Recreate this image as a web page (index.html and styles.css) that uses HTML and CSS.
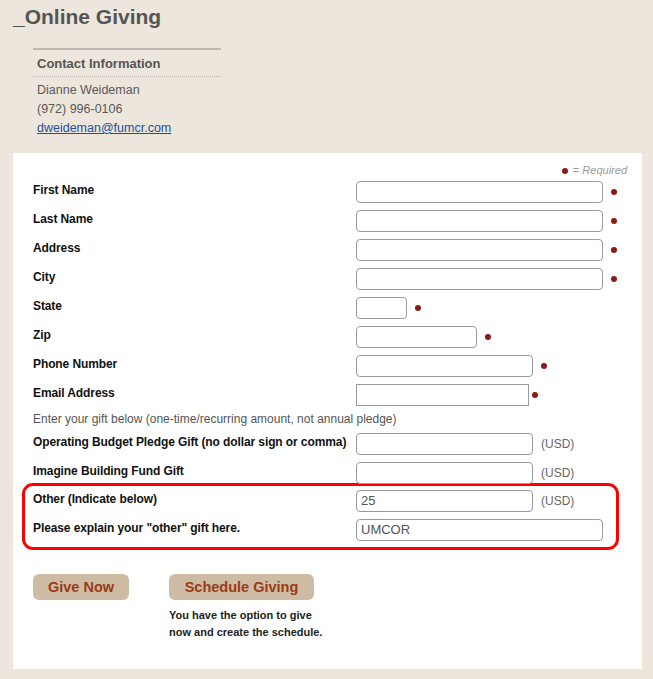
FILE: index.html
```html
<!DOCTYPE html>
<html lang="en">
<head>
    <meta charset="UTF-8">
    <title>Online Giving</title>
    <link rel="stylesheet" href="styles.css">
</head>
<body>
    <div class="page">
        <h1>_Online Giving</h1>

        <!-- Contact block -->
        <div class="contact">
            <h3>Contact Information</h3>
            <div class="contact-lines">
                <div>Dianne Weideman</div>
                <div>(972) 996-0106</div>
                <div><a href="#">dweideman@fumcr.com</a></div>
            </div>
        </div>

        <!-- Giving form -->
        <div class="panel">
            <div class="required-note"><span class="dot"></span> = <i>Required</i></div>
            <form action="#" method="post">
                <div class="row"><label>First Name</label><div class="field"><input type="text" class="w-full"><span class="dot"></span></div></div>
                <div class="row"><label>Last Name</label><div class="field"><input type="text" class="w-full"><span class="dot"></span></div></div>
                <div class="row"><label>Address</label><div class="field"><input type="text" class="w-full"><span class="dot"></span></div></div>
                <div class="row"><label>City</label><div class="field"><input type="text" class="w-full"><span class="dot"></span></div></div>
                <div class="row"><label>State</label><div class="field"><input type="text" class="w-state"><span class="dot"></span></div></div>
                <div class="row"><label>Zip</label><div class="field"><input type="text" class="w-zip"><span class="dot"></span></div></div>
                <div class="row"><label>Phone Number</label><div class="field"><input type="text" class="w-mid"><span class="dot"></span></div></div>
                <div class="row"><label>Email Address</label><div class="field"><input type="text" class="w-email"><span class="dot dot-near"></span></div></div>

                <div class="hint">Enter your gift below (one-time/recurring amount, not annual pledge)</div>

                <div class="row"><label>Operating Budget Pledge Gift (no dollar sign or comma)</label><div class="field"><input type="text" class="w-mid"><span class="usd">(USD)</span></div></div>
                <div class="row"><label>Imagine Building Fund Gift</label><div class="field"><input type="text" class="w-mid"><span class="usd">(USD)</span></div></div>

                <div class="highlight">
                    <div class="row"><label>Other (Indicate below)</label><div class="field"><input type="text" class="w-mid" value="25"><span class="usd">(USD)</span></div></div>
                    <div class="row"><label>Please explain your "other" gift here.</label><div class="field"><input type="text" class="w-full" value="UMCOR"></div></div>
                </div>

                <div class="actions">
                    <div class="action">
                        <button type="button" class="btn">Give Now</button>
                    </div>
                    <div class="action">
                        <button type="button" class="btn">Schedule Giving</button>
                        <p class="btn-note">You have the option to give<br>now and create the schedule.</p>
                    </div>
                </div>
            </form>
        </div>
    </div>
</body>
</html>
```

FILE: styles.css
```css
/* Basic reset */
* {
    margin: 0;
    padding: 0;
    box-sizing: border-box;
}

body {
    background: #ece6dc;
    font-family: "Liberation Sans", Arial, sans-serif;
    color: #555;
}

.page {
    padding: 4px 11px 11px 13px;
}

h1 {
    font-size: 21px;
    line-height: 26px;
    font-weight: bold;
    color: #555;
}

/* Contact block */
.contact {
    width: 188px;
    margin: 18px 0 0 20px;
    border-top: 2px solid #bdb8b2;
}

.contact h3 {
    font-size: 13px;
    line-height: 17px;
    padding: 5px 0 4px 4px;
    border-bottom: 1px dotted #bdb8b2;
    color: #555;
}

.contact-lines {
    margin-top: 4px;
    padding-left: 4px;
    font-size: 12.5px;
    line-height: 19px;
    color: #5a5a5a;
}

.contact-lines a {
    color: #1f4f9c;
}

/* White form panel */
.panel {
    width: 629px;
    margin-top: 15px;
    background: #fff;
    padding: 10px 15px 28px 20px;
}

.required-note {
    text-align: right;
    font-size: 11px;
    line-height: 14px;
    color: #999;
}

.required-note .dot {
    margin-right: 2px;
}

.row {
    display: grid;
    grid-template-columns: 323px 1fr;
    align-items: center;
    height: 29px;
}

.row label {
    font-size: 12px;
    font-weight: bold;
    color: #111;
    letter-spacing: -0.1px;
    padding-bottom: 3px;
}

.field {
    display: flex;
    align-items: center;
}

input[type="text"] {
    height: 22px;
    border: 1px solid #9a9a9a;
    border-radius: 4px;
    padding: 0 4px;
    font-family: "Liberation Sans", Arial, sans-serif;
    font-size: 13px;
    color: #555;
    background: #fff;
}

.w-full { width: 247px; }
.w-state { width: 51px; }
.w-zip { width: 121px; }
.w-mid { width: 177px; }
.w-email {
    width: 173px;
    border-radius: 0 !important;
}

.dot {
    display: inline-block;
    width: 6px;
    height: 6px;
    border-radius: 50%;
    background: #8b1b16;
    margin-left: 8px;
}

.dot-near {
    margin-left: 3px;
}

.usd {
    margin-left: 8px;
    font-size: 12px;
    color: #666;
}

.hint {
    font-size: 12px;
    line-height: 20px;
    color: #555;
}

/* Red outline around the "other" gift */
.highlight {
    margin: -4px 0 0 -11px;
    width: 597px;
    border: 3px solid #f00;
    border-radius: 11px;
    padding: 0 0 3px 8px;
}

/* Buttons */
.actions {
    display: flex;
    gap: 40px;
    margin-top: 24px;
}

.btn {
    height: 26px;
    padding: 0;
    border: none;
    border-radius: 6px;
    background: #cdbca3;
    color: #9c3a19;
    font-family: "Liberation Sans", Arial, sans-serif;
    font-size: 14.5px;
    font-weight: bold;
    white-space: nowrap;
    cursor: pointer;
}

.action:first-child .btn {
    width: 96px;
}

.action:last-child .btn {
    width: 145px;
}

.btn-note {
    margin-top: 7px;
    font-size: 11px;
    line-height: 17px;
    font-weight: bold;
    color: #222;
}
```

::::::

_TASK TO COMPLETE_
In your copy of the listing above, reproduce each line exactly and omit all pictures.

_IN RESPONSE_
Recreate this image as a web page (index.html and styles.css) that uses HTML and CSS.
FILE: index.html
```html
<!DOCTYPE html>
<html lang="en">
<head>
    <meta charset="UTF-8">
    <title>Online Giving</title>
    <link rel="stylesheet" href="styles.css">
</head>
<body>
    <div class="page">
        <h1>_Online Giving</h1>

        <!-- Contact block -->
        <div class="contact">
            <h3>Contact Information</h3>
            <div class="contact-lines">
                <div>Dianne Weideman</div>
                <div>(972) 996-0106</div>
                <div><a href="#">dweideman@fumcr.com</a></div>
            </div>
        </div>

        <!-- Giving form -->
        <div class="panel">
            <div class="required-note"><span class="dot"></span> = <i>Required</i></div>
            <form action="#" method="post">
                <div class="row"><label>First Name</label><div class="field"><input type="text" class="w-full"><span class="dot"></span></div></div>
                <div class="row"><label>Last Name</label><div class="field"><input type="text" class="w-full"><span class="dot"></span></div></div>
                <div class="row"><label>Address</label><div class="field"><input type="text" class="w-full"><span class="dot"></span></div></div>
                <div class="row"><label>City</label><div class="field"><input type="text" class="w-full"><span class="dot"></span></div></div>
                <div class="row"><label>State</label><div class="field"><input type="text" class="w-state"><span class="dot"></span></div></div>
                <div class="row"><label>Zip</label><div class="field"><input type="text" class="w-zip"><span class="dot"></span></div></div>
                <div class="row"><label>Phone Number</label><div class="field"><input type="text" class="w-mid"><span class="dot"></span></div></div>
                <div class="row"><label>Email Address</label><div class="field"><input type="text" class="w-email"><span class="dot dot-near"></span></div></div>

                <div class="hint">Enter your gift below (one-time/recurring amount, not annual pledge)</div>

                <div class="row"><label>Operating Budget Pledge Gift (no dollar sign or comma)</label><div class="field"><input type="text" class="w-mid"><span class="usd">(USD)</span></div></div>
                <div class="row"><label>Imagine Building Fund Gift</label><div class="field"><input type="text" class="w-mid"><span class="usd">(USD)</span></div></div>

                <div class="highlight">
                    <div class="row"><label>Other (Indicate below)</label><div class="field"><input type="text" class="w-mid" value="25"><span class="usd">(USD)</span></div></div>
                    <div class="row"><label>Please explain your "other" gift here.</label><div class="field"><input type="text" class="w-full" value="UMCOR"></div></div>
                </div>

                <div class="actions">
                    <div class="action">
                        <button type="button" class="btn">Give Now</button>
                    </div>
                    <div class="action">
                        <button type="button" class="btn">Schedule Giving</button>
                        <p class="btn-note">You have the option to give<br>now and create the schedule.</p>
                    </div>
                </div>
            </form>
        </div>
    </div>
</body>
</html>
```

FILE: styles.css
```css
/* Basic reset */
* {
    margin: 0;
    padding: 0;
    box-sizing: border-box;
}

body {
    background: #ece6dc;
    font-family: "Liberation Sans", Arial, sans-serif;
    color: #555;
}

.page {
    padding: 4px 11px 11px 13px;
}

h1 {
    font-size: 21px;
    line-height: 26px;
    font-weight: bold;
    color: #555;
}

/* Contact block */
.contact {
    width: 188px;
    margin: 18px 0 0 20px;
    border-top: 2px solid #bdb8b2;
}

.contact h3 {
    font-size: 13px;
    line-height: 17px;
    padding: 5px 0 4px 4px;
    border-bottom: 1px dotted #bdb8b2;
    color: #555;
}

.contact-lines {
    margin-top: 4px;
    padding-left: 4px;
    font-size: 12.5px;
    line-height: 19px;
    color: #5a5a5a;
}

.contact-lines a {
    color: #1f4f9c;
}

/* White form panel */
.panel {
    width: 629px;
    margin-top: 15px;
    background: #fff;
    padding: 10px 15px 28px 20px;
}

.required-note {
    text-align: right;
    font-size: 11px;
    line-height: 14px;
    color: #999;
}

.required-note .dot {
    margin-right: 2px;
}

.row {
    display: grid;
    grid-template-columns: 323px 1fr;
    align-items: center;
    height: 29px;
}

.row label {
    font-size: 12px;
    font-weight: bold;
    color: #111;
    letter-spacing: -0.1px;
    padding-bottom: 3px;
}

.field {
    display: flex;
    align-items: center;
}

input[type="text"] {
    height: 22px;
    border: 1px solid #9a9a9a;
    border-radius: 4px;
    padding: 0 4px;
    font-family: "Liberation Sans", Arial, sans-serif;
    font-size: 13px;
    color: #555;
    background: #fff;
}

.w-full { width: 247px; }
.w-state { width: 51px; }
.w-zip { width: 121px; }
.w-mid { width: 177px; }
.w-email {
    width: 173px;
    border-radius: 0 !important;
}

.dot {
    display: inline-block;
    width: 6px;
    height: 6px;
    border-radius: 50%;
    background: #8b1b16;
    margin-left: 8px;
}

.dot-near {
    margin-left: 3px;
}

.usd {
    margin-left: 8px;
    font-size: 12px;
    color: #666;
}

.hint {
    font-size: 12px;
    line-height: 20px;
    color: #555;
}

/* Red outline around the "other" gift */
.highlight {
    margin: -4px 0 0 -11px;
    width: 597px;
    border: 3px solid #f00;
    border-radius: 11px;
    padding: 0 0 3px 8px;
}

/* Buttons */
.actions {
    display: flex;
    gap: 40px;
    margin-top: 24px;
}

.btn {
    height: 26px;
    padding: 0;
    border: none;
    border-radius: 6px;
    background: #cdbca3;
    color: #9c3a19;
    font-family: "Liberation Sans", Arial, sans-serif;
    font-size: 14.5px;
    font-weight: bold;
    white-space: nowrap;
    cursor: pointer;
}

.action:first-child .btn {
    width: 96px;
}

.action:last-child .btn {
    width: 145px;
}

.btn-note {
    margin-top: 7px;
    font-size: 11px;
    line-height: 17px;
    font-weight: bold;
    color: #222;
}
```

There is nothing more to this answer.